Return all of the data exactly, with nothing left out but the pictures.

>>

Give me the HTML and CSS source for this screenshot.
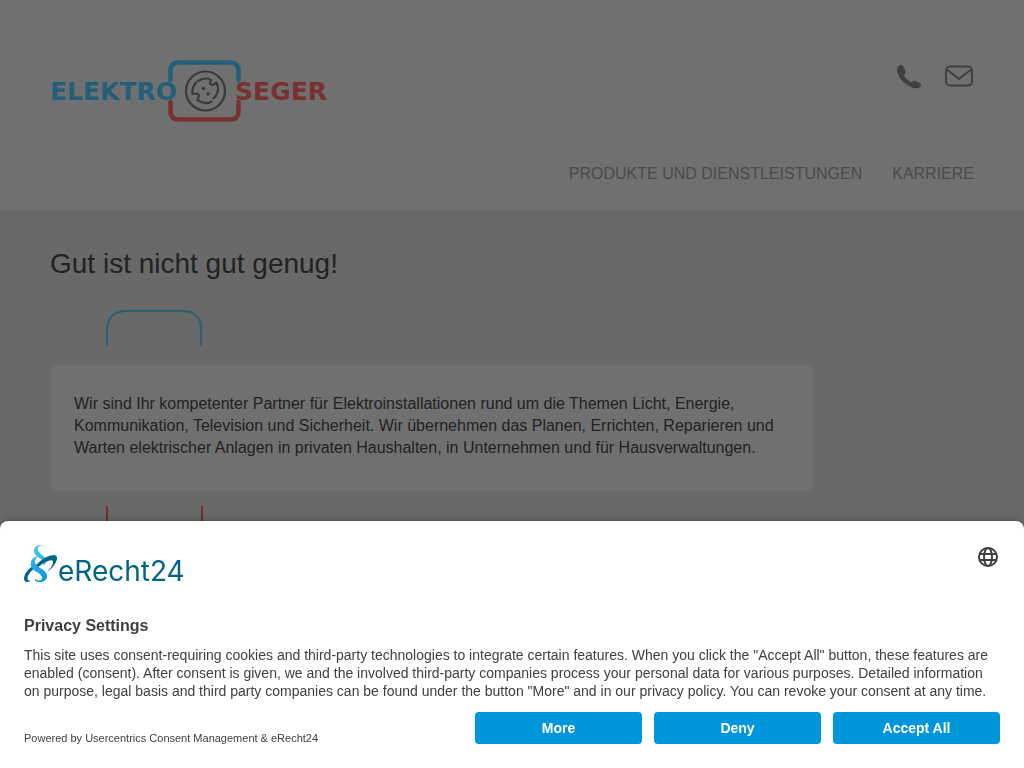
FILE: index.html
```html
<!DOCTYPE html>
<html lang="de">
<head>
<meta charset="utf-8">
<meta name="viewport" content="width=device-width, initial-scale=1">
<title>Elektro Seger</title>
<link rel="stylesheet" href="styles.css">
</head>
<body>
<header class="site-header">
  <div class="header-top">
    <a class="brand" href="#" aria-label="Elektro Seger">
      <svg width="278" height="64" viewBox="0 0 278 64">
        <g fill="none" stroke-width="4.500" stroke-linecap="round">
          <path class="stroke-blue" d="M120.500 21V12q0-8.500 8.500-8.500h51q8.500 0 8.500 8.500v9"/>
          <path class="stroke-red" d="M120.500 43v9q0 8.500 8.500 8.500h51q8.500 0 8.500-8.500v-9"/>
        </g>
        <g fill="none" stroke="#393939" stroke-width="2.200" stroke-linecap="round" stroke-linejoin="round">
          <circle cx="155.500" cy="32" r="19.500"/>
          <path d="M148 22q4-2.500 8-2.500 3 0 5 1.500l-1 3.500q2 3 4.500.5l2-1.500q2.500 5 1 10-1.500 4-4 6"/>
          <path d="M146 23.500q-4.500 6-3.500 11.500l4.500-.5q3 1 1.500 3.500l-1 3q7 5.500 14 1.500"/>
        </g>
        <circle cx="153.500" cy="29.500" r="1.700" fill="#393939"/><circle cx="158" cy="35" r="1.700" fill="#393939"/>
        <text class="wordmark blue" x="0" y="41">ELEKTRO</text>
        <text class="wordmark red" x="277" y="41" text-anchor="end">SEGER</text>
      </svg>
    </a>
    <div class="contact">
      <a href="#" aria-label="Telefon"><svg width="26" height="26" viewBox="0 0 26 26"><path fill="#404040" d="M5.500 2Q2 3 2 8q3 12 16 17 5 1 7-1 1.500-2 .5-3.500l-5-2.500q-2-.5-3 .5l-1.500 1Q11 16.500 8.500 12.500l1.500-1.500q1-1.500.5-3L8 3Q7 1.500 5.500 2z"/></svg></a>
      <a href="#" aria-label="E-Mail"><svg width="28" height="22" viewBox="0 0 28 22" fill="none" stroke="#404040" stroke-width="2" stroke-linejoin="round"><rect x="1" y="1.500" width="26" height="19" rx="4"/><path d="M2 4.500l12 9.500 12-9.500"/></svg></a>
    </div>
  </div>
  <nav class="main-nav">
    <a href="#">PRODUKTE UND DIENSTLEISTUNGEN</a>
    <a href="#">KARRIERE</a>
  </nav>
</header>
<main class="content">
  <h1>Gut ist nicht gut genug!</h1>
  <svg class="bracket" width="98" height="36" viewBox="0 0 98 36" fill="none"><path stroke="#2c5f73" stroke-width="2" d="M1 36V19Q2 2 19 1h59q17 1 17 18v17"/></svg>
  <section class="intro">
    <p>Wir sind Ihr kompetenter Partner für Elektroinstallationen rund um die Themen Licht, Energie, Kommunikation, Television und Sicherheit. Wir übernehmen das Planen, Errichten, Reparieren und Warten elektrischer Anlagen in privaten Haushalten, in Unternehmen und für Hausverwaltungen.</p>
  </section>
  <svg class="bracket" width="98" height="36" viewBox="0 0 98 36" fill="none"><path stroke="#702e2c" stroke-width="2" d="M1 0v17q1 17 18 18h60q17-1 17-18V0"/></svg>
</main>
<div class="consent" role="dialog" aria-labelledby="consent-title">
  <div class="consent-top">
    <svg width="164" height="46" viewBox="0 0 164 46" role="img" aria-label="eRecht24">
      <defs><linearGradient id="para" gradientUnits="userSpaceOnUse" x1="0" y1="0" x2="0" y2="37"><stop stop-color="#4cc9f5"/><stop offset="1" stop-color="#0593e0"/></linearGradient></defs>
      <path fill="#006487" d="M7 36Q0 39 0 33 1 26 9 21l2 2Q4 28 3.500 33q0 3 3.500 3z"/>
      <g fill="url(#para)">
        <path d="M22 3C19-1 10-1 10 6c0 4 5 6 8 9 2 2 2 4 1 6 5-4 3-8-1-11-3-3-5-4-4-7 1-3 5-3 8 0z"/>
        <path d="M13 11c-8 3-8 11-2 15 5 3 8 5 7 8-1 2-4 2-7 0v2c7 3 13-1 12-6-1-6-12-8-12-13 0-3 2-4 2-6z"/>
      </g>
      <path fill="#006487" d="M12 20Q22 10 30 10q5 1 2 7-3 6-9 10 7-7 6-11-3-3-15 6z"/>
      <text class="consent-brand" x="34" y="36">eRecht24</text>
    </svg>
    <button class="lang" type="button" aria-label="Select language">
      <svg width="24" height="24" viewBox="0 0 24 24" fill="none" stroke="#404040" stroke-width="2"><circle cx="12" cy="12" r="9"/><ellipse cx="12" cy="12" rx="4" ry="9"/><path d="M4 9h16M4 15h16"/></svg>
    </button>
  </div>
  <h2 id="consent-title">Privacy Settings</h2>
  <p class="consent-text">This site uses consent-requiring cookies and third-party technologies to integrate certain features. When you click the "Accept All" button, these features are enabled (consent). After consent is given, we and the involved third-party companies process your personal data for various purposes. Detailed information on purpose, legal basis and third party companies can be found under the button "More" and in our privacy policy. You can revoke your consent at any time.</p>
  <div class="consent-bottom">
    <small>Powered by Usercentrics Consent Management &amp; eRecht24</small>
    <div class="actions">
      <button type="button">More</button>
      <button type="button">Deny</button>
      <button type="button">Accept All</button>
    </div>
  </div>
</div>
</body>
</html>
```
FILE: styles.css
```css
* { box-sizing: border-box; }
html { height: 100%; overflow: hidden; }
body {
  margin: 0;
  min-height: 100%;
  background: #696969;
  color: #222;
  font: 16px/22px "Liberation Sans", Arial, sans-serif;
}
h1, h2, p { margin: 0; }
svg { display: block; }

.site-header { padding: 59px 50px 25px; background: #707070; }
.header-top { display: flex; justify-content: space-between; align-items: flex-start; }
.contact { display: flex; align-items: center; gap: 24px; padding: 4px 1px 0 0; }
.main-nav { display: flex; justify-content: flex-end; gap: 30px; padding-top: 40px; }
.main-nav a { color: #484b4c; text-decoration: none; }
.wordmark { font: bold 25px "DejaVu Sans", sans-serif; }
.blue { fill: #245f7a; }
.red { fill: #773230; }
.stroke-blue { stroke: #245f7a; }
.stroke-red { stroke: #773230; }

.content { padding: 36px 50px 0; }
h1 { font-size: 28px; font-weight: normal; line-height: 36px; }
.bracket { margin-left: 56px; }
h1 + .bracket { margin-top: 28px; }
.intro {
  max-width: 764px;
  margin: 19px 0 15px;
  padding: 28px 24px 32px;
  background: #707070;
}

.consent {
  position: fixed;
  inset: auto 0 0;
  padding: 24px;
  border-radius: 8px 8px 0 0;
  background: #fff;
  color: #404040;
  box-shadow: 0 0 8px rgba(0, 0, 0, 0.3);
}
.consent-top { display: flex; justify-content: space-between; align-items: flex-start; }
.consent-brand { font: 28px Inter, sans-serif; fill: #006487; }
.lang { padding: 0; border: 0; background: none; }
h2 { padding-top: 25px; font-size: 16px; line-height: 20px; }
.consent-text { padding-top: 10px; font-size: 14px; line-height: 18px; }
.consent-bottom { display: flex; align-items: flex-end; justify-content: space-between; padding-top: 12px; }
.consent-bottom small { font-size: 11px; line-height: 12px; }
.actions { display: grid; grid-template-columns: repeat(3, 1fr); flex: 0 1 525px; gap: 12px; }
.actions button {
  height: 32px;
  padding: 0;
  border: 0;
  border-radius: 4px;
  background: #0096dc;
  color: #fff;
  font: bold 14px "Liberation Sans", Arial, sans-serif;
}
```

<<

■ **ANSWER TO THIS EXERCISE**
Give me the HTML and CSS source for this screenshot.
FILE: index.html
```html
<!DOCTYPE html>
<html lang="de">
<head>
<meta charset="utf-8">
<meta name="viewport" content="width=device-width, initial-scale=1">
<title>Elektro Seger</title>
<link rel="stylesheet" href="styles.css">
</head>
<body>
<header class="site-header">
  <div class="header-top">
    <a class="brand" href="#" aria-label="Elektro Seger">
      <svg width="278" height="64" viewBox="0 0 278 64">
        <g fill="none" stroke-width="4.500" stroke-linecap="round">
          <path class="stroke-blue" d="M120.500 21V12q0-8.500 8.500-8.500h51q8.500 0 8.500 8.500v9"/>
          <path class="stroke-red" d="M120.500 43v9q0 8.500 8.500 8.500h51q8.500 0 8.500-8.500v-9"/>
        </g>
        <g fill="none" stroke="#393939" stroke-width="2.200" stroke-linecap="round" stroke-linejoin="round">
          <circle cx="155.500" cy="32" r="19.500"/>
          <path d="M148 22q4-2.500 8-2.500 3 0 5 1.500l-1 3.500q2 3 4.500.5l2-1.500q2.500 5 1 10-1.500 4-4 6"/>
          <path d="M146 23.500q-4.500 6-3.500 11.500l4.500-.5q3 1 1.500 3.500l-1 3q7 5.500 14 1.500"/>
        </g>
        <circle cx="153.500" cy="29.500" r="1.700" fill="#393939"/><circle cx="158" cy="35" r="1.700" fill="#393939"/>
        <text class="wordmark blue" x="0" y="41">ELEKTRO</text>
        <text class="wordmark red" x="277" y="41" text-anchor="end">SEGER</text>
      </svg>
    </a>
    <div class="contact">
      <a href="#" aria-label="Telefon"><svg width="26" height="26" viewBox="0 0 26 26"><path fill="#404040" d="M5.500 2Q2 3 2 8q3 12 16 17 5 1 7-1 1.500-2 .5-3.500l-5-2.500q-2-.5-3 .5l-1.500 1Q11 16.500 8.500 12.500l1.500-1.500q1-1.500.5-3L8 3Q7 1.500 5.500 2z"/></svg></a>
      <a href="#" aria-label="E-Mail"><svg width="28" height="22" viewBox="0 0 28 22" fill="none" stroke="#404040" stroke-width="2" stroke-linejoin="round"><rect x="1" y="1.500" width="26" height="19" rx="4"/><path d="M2 4.500l12 9.500 12-9.500"/></svg></a>
    </div>
  </div>
  <nav class="main-nav">
    <a href="#">PRODUKTE UND DIENSTLEISTUNGEN</a>
    <a href="#">KARRIERE</a>
  </nav>
</header>
<main class="content">
  <h1>Gut ist nicht gut genug!</h1>
  <svg class="bracket" width="98" height="36" viewBox="0 0 98 36" fill="none"><path stroke="#2c5f73" stroke-width="2" d="M1 36V19Q2 2 19 1h59q17 1 17 18v17"/></svg>
  <section class="intro">
    <p>Wir sind Ihr kompetenter Partner für Elektroinstallationen rund um die Themen Licht, Energie, Kommunikation, Television und Sicherheit. Wir übernehmen das Planen, Errichten, Reparieren und Warten elektrischer Anlagen in privaten Haushalten, in Unternehmen und für Hausverwaltungen.</p>
  </section>
  <svg class="bracket" width="98" height="36" viewBox="0 0 98 36" fill="none"><path stroke="#702e2c" stroke-width="2" d="M1 0v17q1 17 18 18h60q17-1 17-18V0"/></svg>
</main>
<div class="consent" role="dialog" aria-labelledby="consent-title">
  <div class="consent-top">
    <svg width="164" height="46" viewBox="0 0 164 46" role="img" aria-label="eRecht24">
      <defs><linearGradient id="para" gradientUnits="userSpaceOnUse" x1="0" y1="0" x2="0" y2="37"><stop stop-color="#4cc9f5"/><stop offset="1" stop-color="#0593e0"/></linearGradient></defs>
      <path fill="#006487" d="M7 36Q0 39 0 33 1 26 9 21l2 2Q4 28 3.500 33q0 3 3.500 3z"/>
      <g fill="url(#para)">
        <path d="M22 3C19-1 10-1 10 6c0 4 5 6 8 9 2 2 2 4 1 6 5-4 3-8-1-11-3-3-5-4-4-7 1-3 5-3 8 0z"/>
        <path d="M13 11c-8 3-8 11-2 15 5 3 8 5 7 8-1 2-4 2-7 0v2c7 3 13-1 12-6-1-6-12-8-12-13 0-3 2-4 2-6z"/>
      </g>
      <path fill="#006487" d="M12 20Q22 10 30 10q5 1 2 7-3 6-9 10 7-7 6-11-3-3-15 6z"/>
      <text class="consent-brand" x="34" y="36">eRecht24</text>
    </svg>
    <button class="lang" type="button" aria-label="Select language">
      <svg width="24" height="24" viewBox="0 0 24 24" fill="none" stroke="#404040" stroke-width="2"><circle cx="12" cy="12" r="9"/><ellipse cx="12" cy="12" rx="4" ry="9"/><path d="M4 9h16M4 15h16"/></svg>
    </button>
  </div>
  <h2 id="consent-title">Privacy Settings</h2>
  <p class="consent-text">This site uses consent-requiring cookies and third-party technologies to integrate certain features. When you click the "Accept All" button, these features are enabled (consent). After consent is given, we and the involved third-party companies process your personal data for various purposes. Detailed information on purpose, legal basis and third party companies can be found under the button "More" and in our privacy policy. You can revoke your consent at any time.</p>
  <div class="consent-bottom">
    <small>Powered by Usercentrics Consent Management &amp; eRecht24</small>
    <div class="actions">
      <button type="button">More</button>
      <button type="button">Deny</button>
      <button type="button">Accept All</button>
    </div>
  </div>
</div>
</body>
</html>
```
FILE: styles.css
```css
* { box-sizing: border-box; }
html { height: 100%; overflow: hidden; }
body {
  margin: 0;
  min-height: 100%;
  background: #696969;
  color: #222;
  font: 16px/22px "Liberation Sans", Arial, sans-serif;
}
h1, h2, p { margin: 0; }
svg { display: block; }

.site-header { padding: 59px 50px 25px; background: #707070; }
.header-top { display: flex; justify-content: space-between; align-items: flex-start; }
.contact { display: flex; align-items: center; gap: 24px; padding: 4px 1px 0 0; }
.main-nav { display: flex; justify-content: flex-end; gap: 30px; padding-top: 40px; }
.main-nav a { color: #484b4c; text-decoration: none; }
.wordmark { font: bold 25px "DejaVu Sans", sans-serif; }
.blue { fill: #245f7a; }
.red { fill: #773230; }
.stroke-blue { stroke: #245f7a; }
.stroke-red { stroke: #773230; }

.content { padding: 36px 50px 0; }
h1 { font-size: 28px; font-weight: normal; line-height: 36px; }
.bracket { margin-left: 56px; }
h1 + .bracket { margin-top: 28px; }
.intro {
  max-width: 764px;
  margin: 19px 0 15px;
  padding: 28px 24px 32px;
  background: #707070;
}

.consent {
  position: fixed;
  inset: auto 0 0;
  padding: 24px;
  border-radius: 8px 8px 0 0;
  background: #fff;
  color: #404040;
  box-shadow: 0 0 8px rgba(0, 0, 0, 0.3);
}
.consent-top { display: flex; justify-content: space-between; align-items: flex-start; }
.consent-brand { font: 28px Inter, sans-serif; fill: #006487; }
.lang { padding: 0; border: 0; background: none; }
h2 { padding-top: 25px; font-size: 16px; line-height: 20px; }
.consent-text { padding-top: 10px; font-size: 14px; line-height: 18px; }
.consent-bottom { display: flex; align-items: flex-end; justify-content: space-between; padding-top: 12px; }
.consent-bottom small { font-size: 11px; line-height: 12px; }
.actions { display: grid; grid-template-columns: repeat(3, 1fr); flex: 0 1 525px; gap: 12px; }
.actions button {
  height: 32px;
  padding: 0;
  border: 0;
  border-radius: 4px;
  background: #0096dc;
  color: #fff;
  font: bold 14px "Liberation Sans", Arial, sans-serif;
}
```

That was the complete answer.